# 1 Peter 4:19 - NASB 1995 vs 1977



## Mark Hettler (Jan 21, 2020)

I’m trying to figure out why the NASB changed 1 Peter 4:19 (“Let those who suffer according to the will of God entrust their souls…”) from imperative (“let them entrust”) in the 1977 edition to indicative (“they shall entrust”) in the 1995 edition. It’s imperative in the Greek (to the best of my knowledge of Greek) and in most other translations, so I can’t think of a reason why they’d make that change. Anyone have any insights, or even educated guesses?


----------



## Contra_Mundum (Jan 21, 2020)

I actually think the later edition does not intend the words to be read indicatively, but still in the imperative mood.

"They shall...," I take the verb to be in the sense of "should/ought/must," not in the sense of futurity.

I don't know how often the translators in the newer edition shifted the cadence from the older cohortative form, "let them," but it is the case that in some contexts that form sounds to the modern ear as "permission," rather than the imperative. Translation trade-off.

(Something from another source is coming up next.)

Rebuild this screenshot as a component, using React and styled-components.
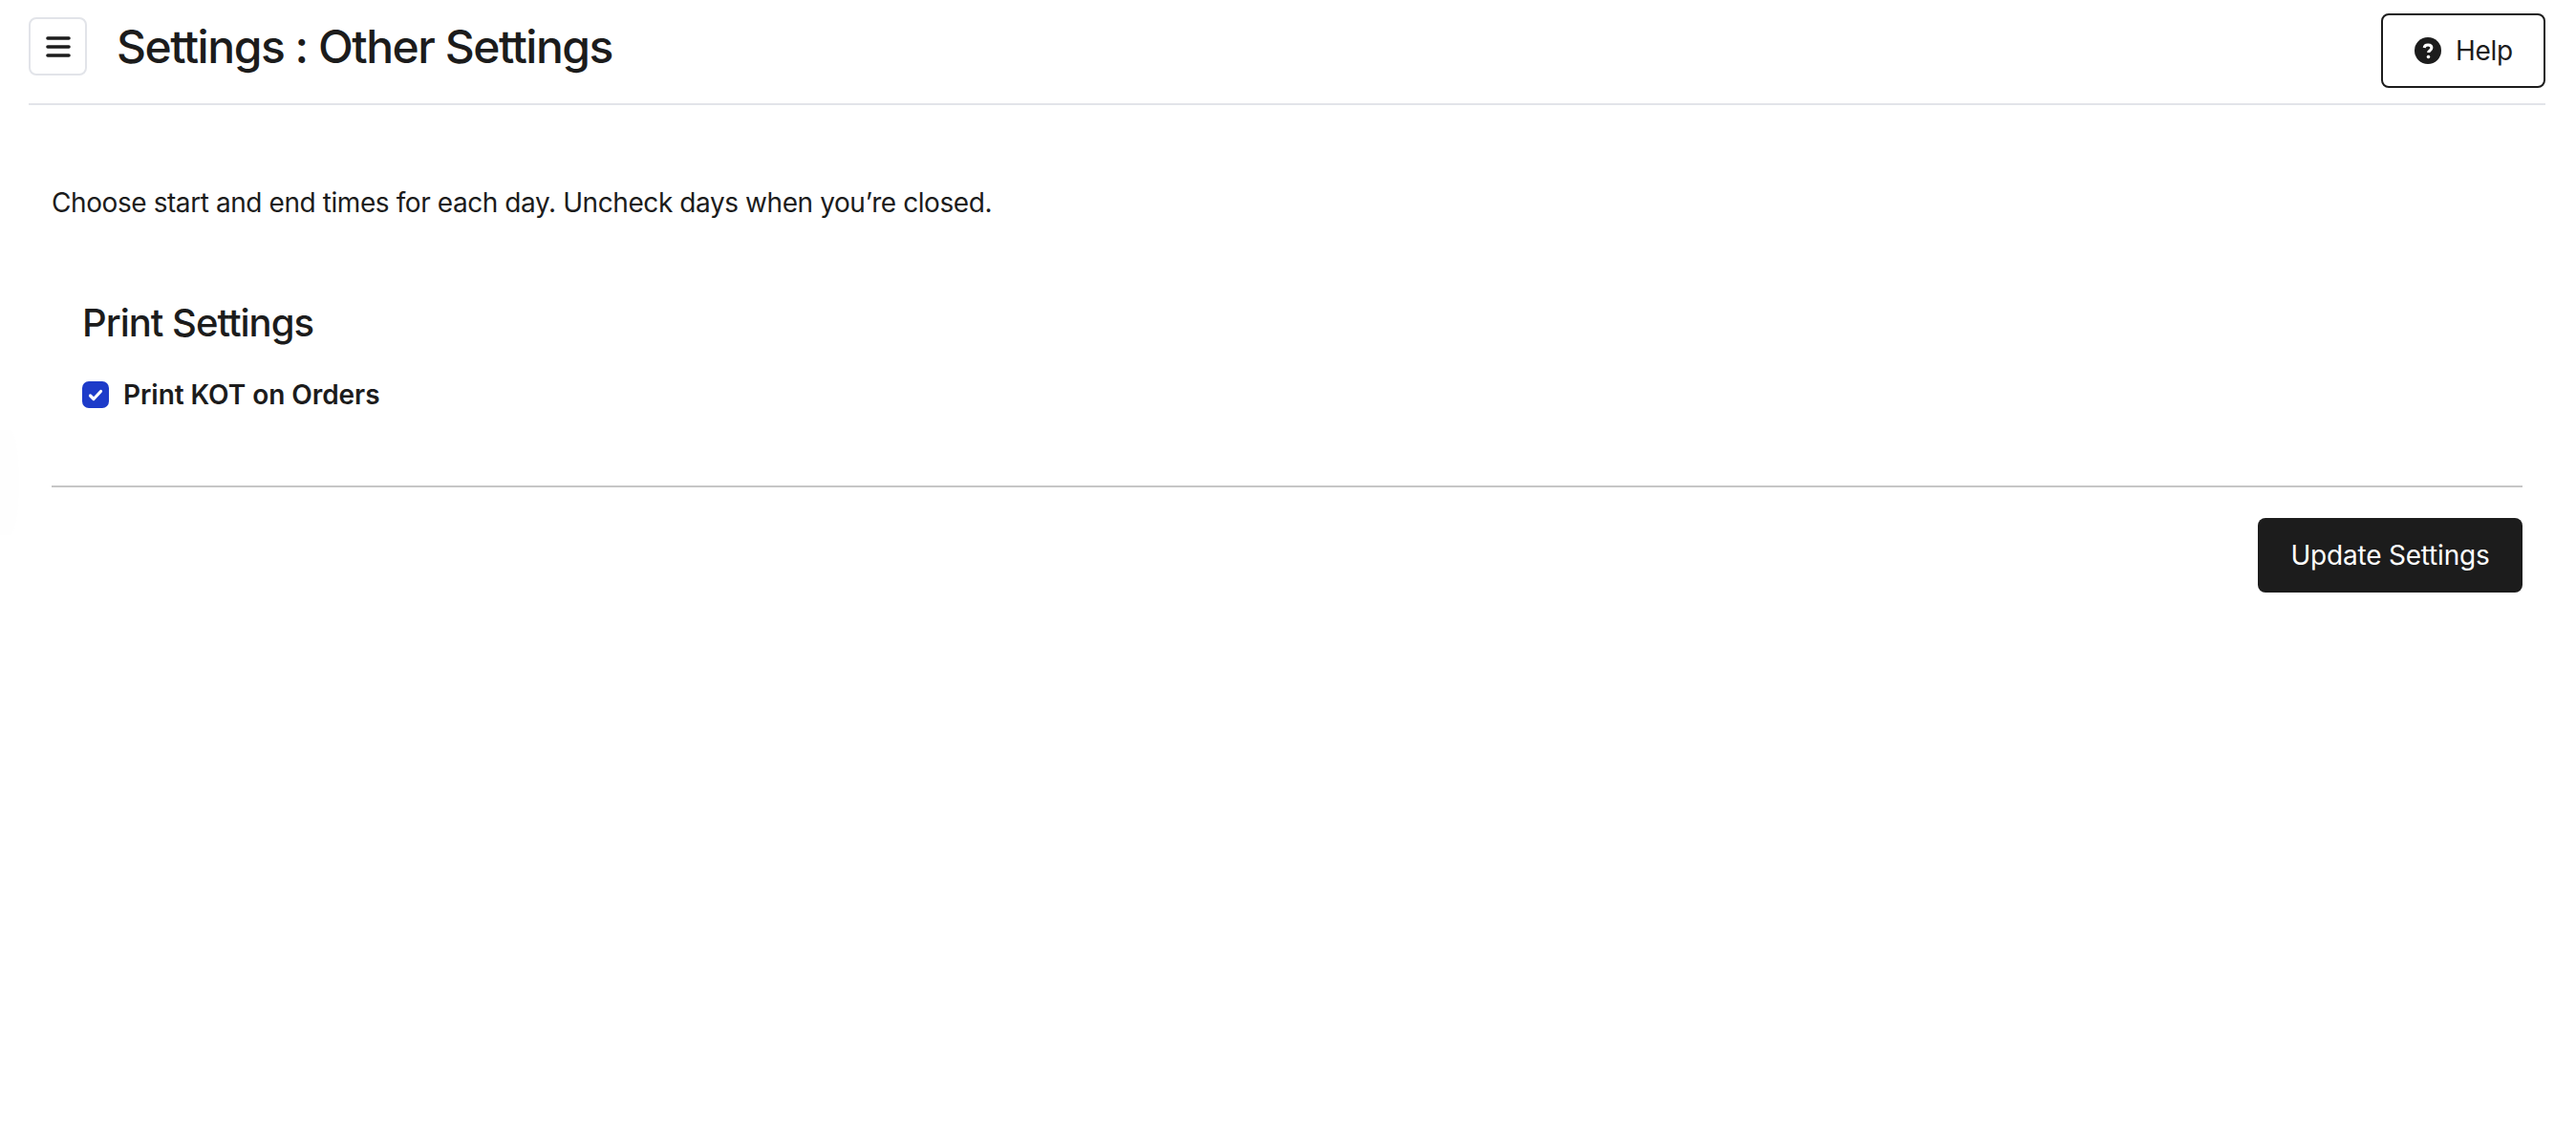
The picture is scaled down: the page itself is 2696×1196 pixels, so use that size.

Gk and Heb. have first and third person imperatives (unlike standard modern English). So, we have to choose how to render and accurately convey meaning; and there may not be any ideal presentation that cannot be confused by one reader or another.

Reactions: Like 1


----------



## Taylor (Jan 21, 2020)

Contra_Mundum said:


> I actually think the later edition does not intend the words to be read indicatively, but still in the imperative mood.
> 
> "They shall...," I take the verb to be in the sense of "should/ought/must," not in the sense of futurity.
> 
> ...



This is exactly right. This is a rather clear example of 1) the real deficiency English had when it comes to the inflection of substantives and verbs, and 2) the struggle modern readers have the the combination of this deficiency and the change of language.

Historically, commands were found as such: "I will/let us, you shall, let he/she/it/them." Future tenses were the exact opposite: "I/we shall, you will, he/she/it/they will." This is super confusing, but it's how English developed.


----------



## Mark Hettler (Jan 21, 2020)

Contra_Mundum said:


> I actually think the later edition does not intend the words to be read indicatively, but still in the imperative mood.


I can understand the reasoning; I would have used "should" or even "must" rather than "shall" to convey imperative, but that's just me (and a number of commentators who paraphrase that way.)


----------